# Instructions for the task
Report the total number of lines that include the string "this", without any other text.

[Records with interface code]
▼

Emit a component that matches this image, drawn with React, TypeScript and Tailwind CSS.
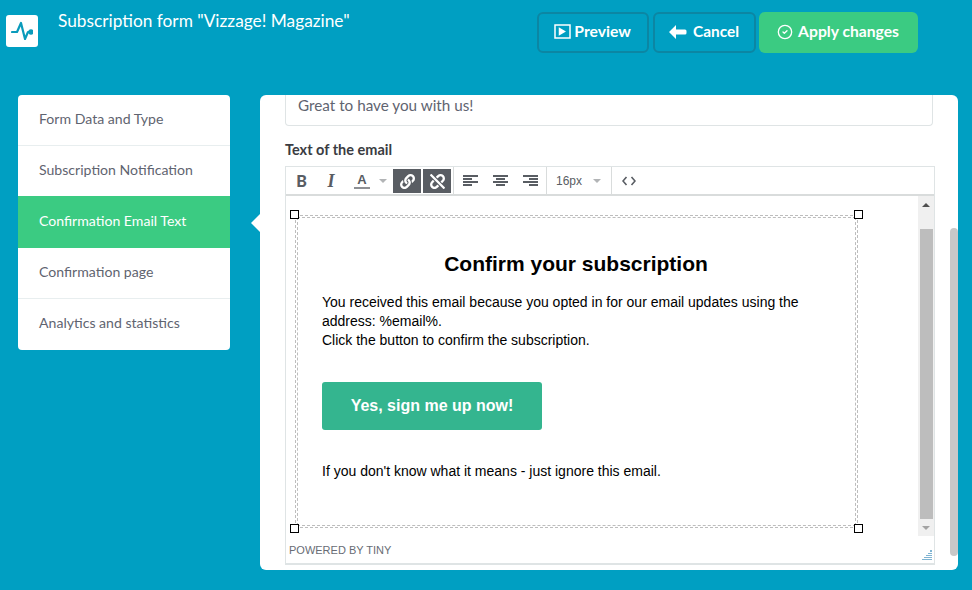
import { CircleCheck } from 'lucide-react';
import { FaLink, FaUnlink } from 'react-icons/fa';

const navItems = [
  { label: 'Form Data and Type', row: 'h-[51px] pt-[14px] border-b border-[#e8eeef]' },
  { label: 'Subscription Notification', row: 'h-[50px] pt-[14px]' },
  { label: 'Confirmation Email Text', row: 'h-[52px] pt-[15px] bg-[#3bcb82] text-white' },
  { label: 'Confirmation page', row: 'h-[51px] pt-[14px] border-b border-[#e8eeef]' },
  { label: 'Analytics and statistics', row: 'h-[51px] pt-[14px]' },
];

function Handle({ className }: { className: string }) {
  return <span className={`absolute w-[9px] h-[9px] bg-white border border-black ${className}`} />;
}

function AlignIcon({ lines }: { lines: number[][] }) {
  return (
    <svg width="15" height="12" viewBox="0 0 15 12" className="text-[#595d63]" fill="currentColor">
      {lines.map(([x, w], i) => (
        <rect key={i} x={x} y={i * 3} width={w} height="2" />
      ))}
    </svg>
  );
}

function Caret({ className = '' }: { className?: string }) {
  return <span className={`w-0 h-0 border-x-[4px] border-x-transparent border-t-[4px] border-t-[#b2b4b6] ${className}`} />;
}

function Toolbar() {
  return (
    <div className="h-[29px] flex border-b-2 border-[#d9dcdc] font-['Liberation_Sans',sans-serif] text-[#595d63]">
      <div className="flex items-center w-[168px] pl-[2px] pt-[1px] gap-[2px] border-r border-[#d9dcdc]">
        <span className="w-[27px] text-center font-['Lato',sans-serif] font-black text-[16px]">B</span>
        <span className="w-[28px] text-center font-['Liberation_Serif',serif] italic font-bold text-[18px]">I</span>
        <span className="w-[26px] flex flex-col items-center ml-[2px]">
          <span className="font-bold text-[13px] leading-[13px]">A</span>
          <span className="w-[16px] h-[2px] bg-[#8e9094] mt-[1px]" />
        </span>
        <Caret className="ml-[2px] mr-[4px]" />
        <span className="w-[28px] h-[24px] bg-[#595d63] flex items-center justify-center text-white">
          <FaLink size={15} />
        </span>
        <span className="w-[28px] h-[24px] bg-[#595d63] flex items-center justify-center text-white">
          <FaUnlink size={15} />
        </span>
      </div>
      <div className="flex items-center w-[93px] pl-[9px] pt-[1px] gap-[15px] border-r border-[#d9dcdc]">
        <AlignIcon lines={[[0, 15], [0, 9], [0, 15], [0, 9]]} />
        <AlignIcon lines={[[0, 15], [3, 9], [0, 15], [3, 9]]} />
        <AlignIcon lines={[[0, 15], [6, 9], [0, 15], [6, 9]]} />
      </div>
      <div className="flex items-center w-[65px] pl-[9px] pt-[1px] gap-[11px] border-r border-[#d9dcdc] text-[12px]">
        <span>16px</span>
        <Caret />
      </div>
      <div className="flex items-center pl-[10px] pt-[1px]">
        <svg width="14" height="10" viewBox="0 0 14 10" fill="none" stroke="currentColor" strokeWidth="1.6">
          <path d="M4.5 1 1 5l3.5 4M9.5 1 13 5 9.5 9" />
        </svg>
      </div>
    </div>
  );
}

function EmailBody() {
  return (
    <div className="relative w-[563px] h-[313px] mt-[19px] ml-[9px] border border-dashed border-[#bdbdbd] p-[1px]">
      <Handle className="left-[-6px] top-[-6px]" />
      <Handle className="right-[-6px] top-[-6px]" />
      <Handle className="left-[-6px] bottom-[-6px]" />
      <Handle className="right-[-6px] bottom-[-6px]" />
      <div className="h-full border border-dashed border-[#bdbdbd] pl-[24px] pr-[25px] pt-[34px] text-black font-['Liberation_Sans',sans-serif]">
        <h2 className="text-center font-bold text-[21px] leading-[24px]">Confirm your subscription</h2>
        <p className="mt-[17px] text-[14px] leading-[19px] w-[500px]">
          You received this email because you opted in for our email updates using the address: %email%.
          <br />
          Click the button to confirm the subscription.
        </p>
        <div className="mt-[32px] w-[220px] h-[48px] rounded-[3px] bg-[#34b58f] text-white font-bold text-[16px] flex items-center justify-center">
          Yes, sign me up now!
        </div>
        <p className="mt-[32px] text-[14px] leading-[19px]">If you don't know what it means - just ignore this email.</p>
      </div>
    </div>
  );
}

function Editor() {
  return (
    <div className="mt-[7px] w-[650px] h-[399px] border border-[#dfe4e5] border-b-2 flex flex-col">
      <Toolbar />
      <div className="flex h-[340px]">
        <div className="flex-1 overflow-hidden">
          <EmailBody />
        </div>
        <div className="w-[16px] bg-[#f0f0f0] flex flex-col items-center">
          <span className="mt-[7px] w-0 h-0 border-x-[4px] border-x-transparent border-b-[4px] border-b-[#505050]" />
          <div className="mt-[22px] w-[13px] h-[290px] bg-[#bdbdbd]" />
          <span className="mt-[7px] w-0 h-0 border-x-[4px] border-x-transparent border-t-[4px] border-t-[#a3a3a3]" />
        </div>
      </div>
      <div className="flex-1 relative flex items-center pl-[3px] pt-[1px] font-['Liberation_Sans',sans-serif] text-[11px] text-[#686c74]">
        POWERED BY TINY
        <svg width="10" height="10" viewBox="0 0 10 10" className="absolute right-[2px] bottom-[3px]" fill="#7fb4d2">
          <path d="M8 0h2v2H8zM6 3h4v1H6zM4 5h6v1H4zM2 7h8v1H2zM0 9h10v1H0z" />
        </svg>
      </div>
    </div>
  );
}

export default function App() {
  return (
    <div className="w-[972px] h-[590px] overflow-hidden bg-[#009fc2] font-['Lato',sans-serif]">
      <header className="h-[95px] flex items-start">
        <div className="ml-[6px] mt-[15px] w-[32px] h-[32px] rounded-[3px] bg-white flex items-center justify-center">
          <svg width="22" height="20" viewBox="0 0 22 20" fill="none" stroke="#0a9bbb" strokeWidth="2.2" strokeLinejoin="round" strokeLinecap="round">
            <path d="M1 11h5l4-9 4 16 3-7h3" />
            <circle cx="20" cy="11" r="1.6" fill="#0a9bbb" />
          </svg>
        </div>
        <h1 className="ml-[20px] mt-[11px] text-[17.3px] leading-[20px] text-white">Subscription form "Vizzage! Magazine"</h1>
        <div className="ml-[187px] mt-[12px] flex gap-[4px] text-white font-bold text-[15.7px]">
          <button className="w-[112px] h-[41px] pb-[2px] rounded-[6px] border-2 border-[#0c86a3] flex items-center justify-center gap-[3px]">
            <svg width="17" height="15" viewBox="0 0 17 15" fill="none" stroke="white" strokeWidth="1.5">
              <rect x="1" y="1" width="15" height="13" />
              <path d="M5.500 4.500v6l5-3z" fill="white" />
            </svg>
            Preview
          </button>
          <button className="w-[103px] h-[41px] pb-[2px] rounded-[6px] border-2 border-[#0c86a3] flex items-center justify-center gap-[6px] text-[15.4px]">
            <svg width="18" height="14" viewBox="0 0 18 14" fill="white">
              <path d="M7 0 0 7l7 7V9.500h9A1.500 1.500 0 0 0 17.500 8V6A1.500 1.500 0 0 0 16 4.500H7z" />
            </svg>
            Cancel
          </button>
          <button className="-ml-[1px] w-[159px] h-[41px] pb-[2px] rounded-[6px] bg-[#3bcb82] flex items-center justify-center gap-[5px]">
            <CircleCheck size={16} strokeWidth={2} />
            Apply changes
          </button>
        </div>
      </header>

      <div className="flex items-start pl-[18px]">
        <nav className="w-[212px] rounded-[4px] bg-white overflow-hidden text-[#5f6470]">
          {navItems.map((item) => (
            <div key={item.label} className={`pl-[21px] text-[14.1px] leading-[20px] ${item.row}`}>
              {item.label}
            </div>
          ))}
        </nav>

        <div className="ml-[21px] mt-[119px] w-0 h-0 border-y-[9px] border-y-transparent border-r-[9px] border-r-white" />

        <main className="w-[698px] h-[475px] rounded-[6px] bg-white relative overflow-hidden pl-[25px]">
          <div className="h-[31px] w-[648px] rounded-b-[4px] border border-t-0 border-[#dfe4e5] pl-[12px] text-[#5f6470] text-[15.25px] leading-[21px]">
            Great to have you with us!
          </div>
          <label className="block mt-[14px] h-[19px] text-[14.5px] leading-[19px] font-bold text-[#3a3c42]">Text of the email</label>
          <Editor />
          <div className="absolute right-0 top-[133px] w-[8px] h-[328px] rounded-full bg-[#c8c8c8]" />
        </main>
      </div>
    </div>
  );
}
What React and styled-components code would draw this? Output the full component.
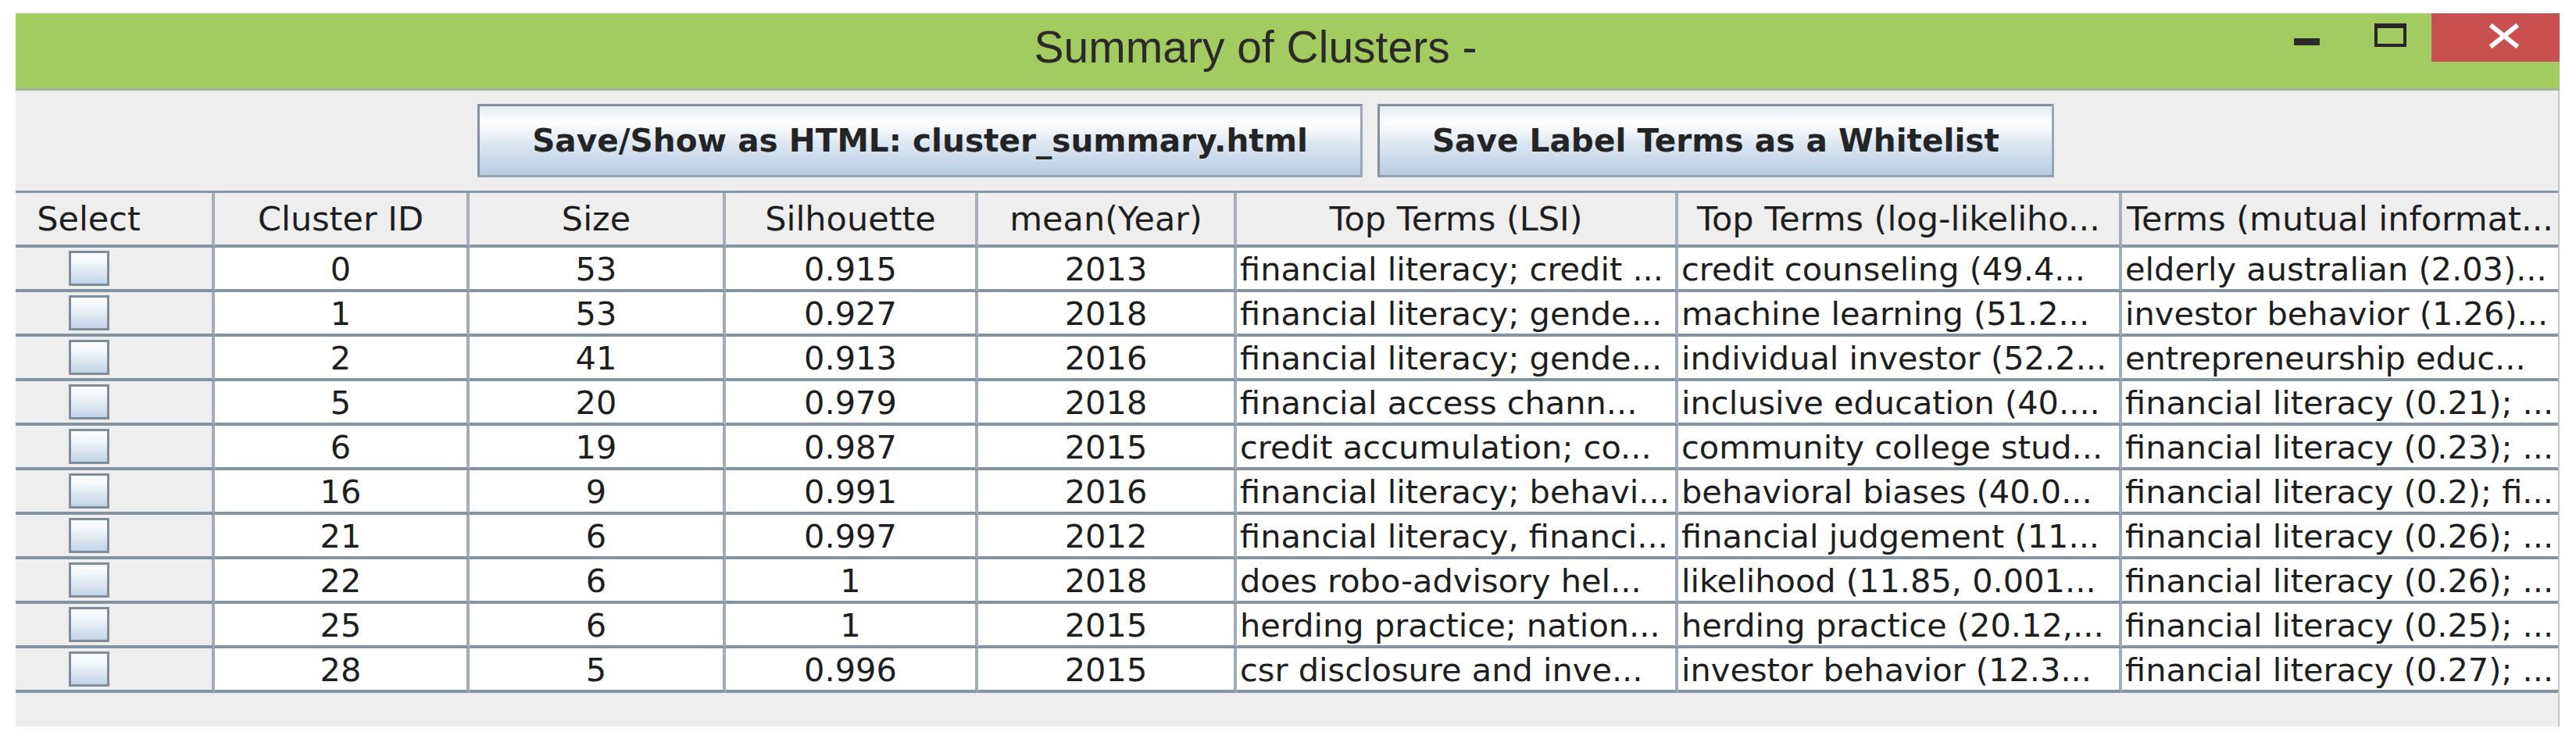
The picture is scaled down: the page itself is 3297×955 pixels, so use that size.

▲

# Right answer
4